A challenge to the shareholder rule had been on the cards for some time. However, the Glencore decision has significant implications for both companies and shareholders, as privilege may be asserted against shareholders in the same way as against any other third party – at least for now.
While the decision is set for Supreme Court consideration in 2025, in the meantime, shareholders' ability to pursue actions against a board or even to test the accuracy of advice received by a company have been significantly curtailed.
Joint interest privilege
In considering the shareholder rule in Glencore, Mr Justice Picken turned his analysis to "joint interest privilege", questioning whether it could be considered to have any independent existence as a concept – and finding that it could not.
His view was that joint interest privilege, which is often invoked to allow otherwise privileged documents to be shared where "a joint interest has been held to arise" (that is, between trustees and beneficiaries; parent companies and wholly owned subsidiaries; companies and their directors; and others) is simply an "umbrella term", rather than a standalone form of privilege, and it cannot arise purely due to the fact of a claimed shared interest.
Without prejudice v mediation privilege
The protection given by without prejudice privilege is a key motivator for parties preparing to enter a mediation – so much so that alternative dispute resolution (ADR) commentators have suggested that a new type of "mediation privilege", distinct from the without prejudice rule and with narrower exceptions, should be created to further encourage settlement via ADR. Mediation privilege would, for example, protect a third-party mediator from being required to appear as a witness or produce mediation documents.
In Pentagon v BCL, the High Court concluded that despite the need to promote ADR as a means of settling disputes, the establishment of a "mediation privilege" distinct from without prejudice privilege was not yet supported by the authorities. It was also noted that enhanced protection of statements made during mediation could be achieved by the parties' mediation contract, and duties of confidentiality.
Legal professional privilege in FOIA proceedings
In August 2024, the First Tier Tribunal clarified the scope of legal professional privilege in the context of the FOIA. In Chief Constable of the Police Service of Northern Ireland v The Information Commissioner the tribunal was asked whether the UK's information commissioner has the power – in order to assess whether a claim of privilege by a public authority was justifiable under section 42(1) of the FOIA – to require the production of the material over which privilege was claimed by way of an information notice under section 51.
The tribunal found that the commissioner could require the production of the privileged information for this purpose. It reiterated that the privilege exemption in section 42 is subject to a "public interest test": if the balance of public interest falls in favour of disclosure, then privileged information must be disclosed.

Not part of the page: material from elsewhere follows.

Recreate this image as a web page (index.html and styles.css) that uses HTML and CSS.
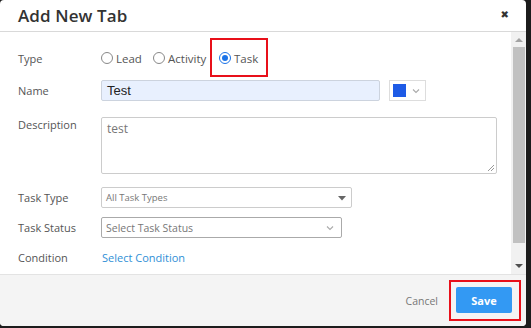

The tribunal noted that any other interpretation would "make a public authority the sole arbiter of its own compliance with FOIA insofar as it considered that any requested information involves LPP Material", which could not have been the intention of Parliament.
The iniquity exception
Will we see more challenges to privilege in future? Early in 2024, in Al Sadeq v Dechert and others, the Court of Appeal clarified the test for when the "iniquity exception" will operate to prevent a document that would otherwise attract privilege from doing so. The term "iniquity" encompasses – but is not limited to – fraudulent or criminal conduct. The court held that, where an iniquity is proven on the balance of probabilities, there can be no privilege in documents brought into existence as part of or in furtherance of that iniquity.
This represents a move away from previous iterations of the test, which have suggested that there must be a "strong" or "very strong" prima facie case of iniquity before the exception can apply. The new formulation could potentially lead to more challenges to privilege on the basis of the iniquity exception – in particular, in civil fraud cases where the exception is most likely to be engaged.

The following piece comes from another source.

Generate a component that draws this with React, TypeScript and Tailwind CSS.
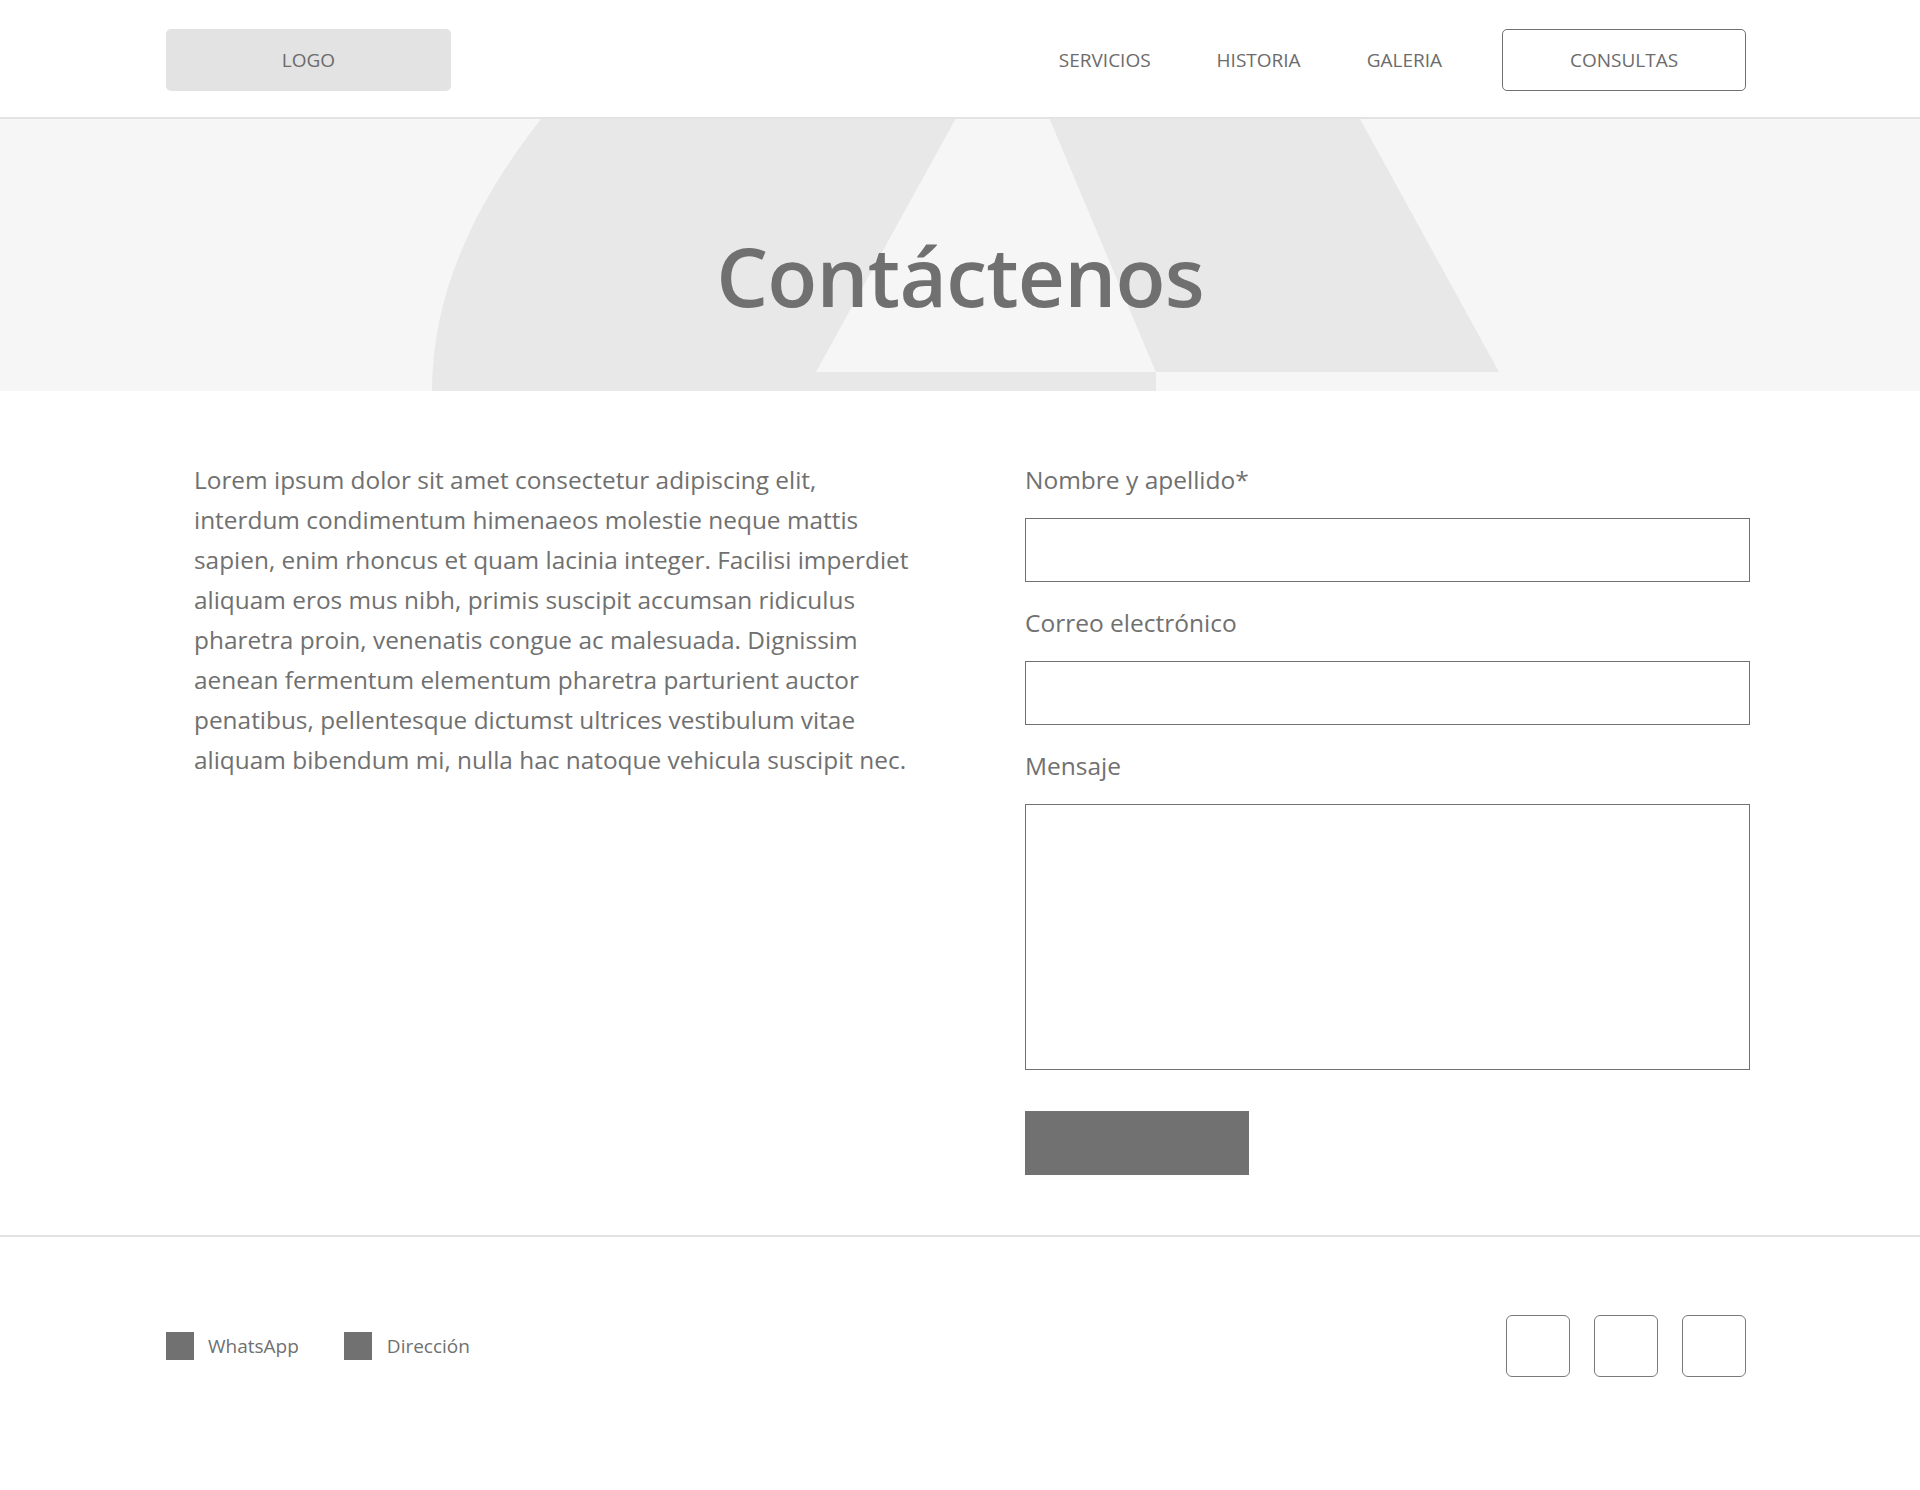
import React from "react";

const font = { fontFamily: '"Open Sans", "Noto Sans", sans-serif' };

function HeroShapes() {
  return (
    <svg
      className="absolute inset-0 h-full w-full"
      viewBox="0 0 1920 272"
      preserveAspectRatio="none"
      aria-hidden="true"
    >
      <path d="M541 0 C470 90, 432 180, 432 272 L1156 272 L1156 0 Z" fill="#e8e8e8" />
      <polygon points="1009,-97 816,253 1156,253" fill="#f6f6f6" />
      <polygon points="1050,0 1156,253 1499,253 1360,0" fill="#e8e8e8" />
    </svg>
  );
}

const navItems = ["SERVICIOS", "HISTORIA", "GALERIA"];

const lines = [
  "Lorem ipsum dolor sit amet consectetur adipiscing elit,",
  "interdum condimentum himenaeos molestie neque mattis",
  "sapien, enim rhoncus et quam lacinia integer. Facilisi imperdiet",
  "aliquam eros mus nibh, primis suscipit accumsan ridiculus",
  "pharetra proin, venenatis congue ac malesuada. Dignissim",
  "aenean fermentum elementum pharetra parturient auctor",
  "penatibus, pellentesque dictumst ultrices vestibulum vitae",
  "aliquam bibendum mi, nulla hac natoque vehicula suscipit nec.",
];

function Field({ label, tall }: { label: string; tall?: boolean }) {
  return (
    <div className="flex flex-col">
      <label className="h-[40px] text-[24.5px] leading-[40px] text-[#707070]">{label}</label>
      {tall ? (
        <textarea className="mt-[18px] h-[266px] w-full resize-none border border-[#707070] bg-white" />
      ) : (
        <input className="mt-[18px] h-[64px] w-full border border-[#707070] bg-white" />
      )}
    </div>
  );
}

export default function App() {
  return (
    <main className="min-h-[1490px] w-full bg-white text-[#707070]" style={font}>
      {/* header */}
      <header className="h-[119px] border-b-2 border-[#e3e3e3] bg-white">
        <div className="flex h-full items-start pl-[166px] pr-[174px] pt-[29px]">
          <div className="flex h-[62px] w-[285px] items-center justify-center rounded-[5px] bg-[#e3e3e3] text-[19px] text-[#6b6b6b]">
            LOGO
          </div>
          <nav className="ml-auto flex h-[62px] items-center gap-[66px] text-[19px] text-[#6b6b6b]">
            {navItems.map((item) => (
              <a key={item} href="#">
                {item}
              </a>
            ))}
          </nav>
          <a
            href="#"
            className="ml-[60px] flex h-[62px] w-[244px] items-center justify-center rounded-[5px] border border-[#707070] text-[19px] text-[#6b6b6b]"
          >
            CONSULTAS
          </a>
        </div>
      </header>

      {/* hero */}
      <section className="relative h-[272px] overflow-hidden bg-[#f6f6f6]">
        <HeroShapes />
        <div className="relative flex h-full justify-center pt-[115px]">
          <h1 className="text-[82px] font-semibold leading-[82px] tracking-[-0.01em] text-[#707070]">
            Contáctenos
          </h1>
        </div>
      </section>

      {/* content */}
      <section className="flex justify-between pl-[194px] pr-[170px] pt-[69px] pb-[60px]">
        <p className="text-[24.4px] leading-[40px] text-[#707070]">
          {lines.map((l, i) => (
            <React.Fragment key={i}>
              {l}
              {i < lines.length - 1 && <br />}
            </React.Fragment>
          ))}
        </p>
        <form className="flex w-[725px] flex-col gap-[21px]">
          <Field label="Nombre y apellido*" />
          <Field label="Correo electrónico" />
          <Field label="Mensaje" tall />
          <button type="button" className="mt-[20px] h-[64px] w-[224px] bg-[#717171]" />
        </form>
      </section>

      {/* footer */}
      <footer className="border-t-2 border-[#e3e3e3] pt-[78px] pb-[113px]">
        <div className="flex items-center pl-[166px] pr-[174px]">
          <div className="flex items-center text-[19px] text-[#707070]">
            <span className="h-[28px] w-[28px] bg-[#717171]" />
            <span className="ml-[14px]">WhatsApp</span>
            <span className="ml-[45px] h-[28px] w-[28px] bg-[#717171]" />
            <span className="ml-[15px]">Dirección</span>
          </div>
          <div className="ml-auto flex gap-[24px]">
            <a href="#" className="h-[62px] w-[64px] rounded-[6px] border border-[#7a7a7a]" />
            <a href="#" className="h-[62px] w-[64px] rounded-[6px] border border-[#7a7a7a]" />
            <a href="#" className="h-[62px] w-[64px] rounded-[6px] border border-[#7a7a7a]" />
          </div>
        </div>
      </footer>
    </main>
  );
}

Another important aspect of the Court of Appeal's decision was the clarification that litigation privilege is capable of applying with regard to actual or contemplated litigation, even where the party asserting privilege is not, and does not expect to become a party to that litigation.
Finally, the court provided some comfort as to the applicability of legal advice privilege in the context of a lawyer-run investigation. Questions are sometimes raised as to whether legal advice privilege can apply to lawyer "work product": where the lawyer in question is conducting a fact find, as opposed to – or in addition to – providing legal advice. Here, however, the court confirmed that investigatory work carried out by a lawyer, who has been engaged to bring their lawyers' skills to the investigatory process and to conduct it through lawyers' eyes, can be protected.
Osborne Clarke comment
Legal professional privilege remains a fundamental right and a bedrock of the justice system in this jurisdiction. However, 2024 brought an audit and clarification of rules, conventions and "umbrella terms" that over time have taken on a wider significance than originally intended.

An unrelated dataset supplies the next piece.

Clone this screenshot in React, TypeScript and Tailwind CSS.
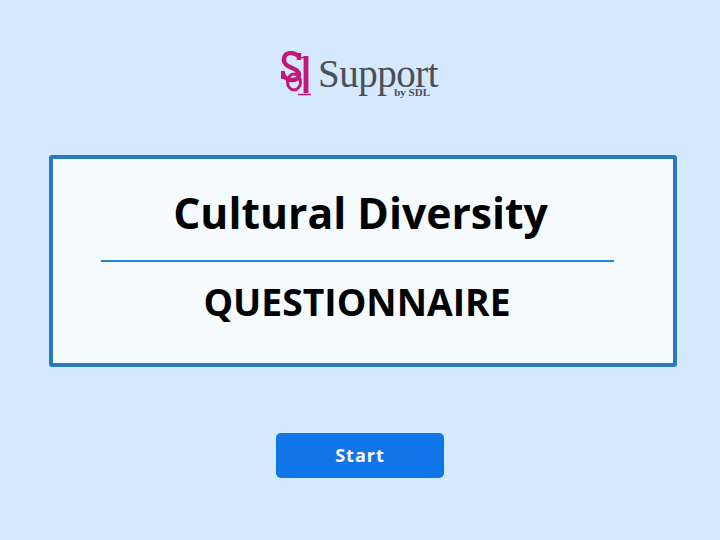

Calls for the expansion of privilege for the purposes of encouraging ADR have also been rejected, though the same protections that could be provided by the proposed "mediation privilege" could also be achieved by way of a well-drafted mediation agreement.
What the year brings remains to be seen, but companies and their shareholders through 2025 will certainly be keeping a keen eye on the Supreme Court's view of the dismantling of the "shareholder principle".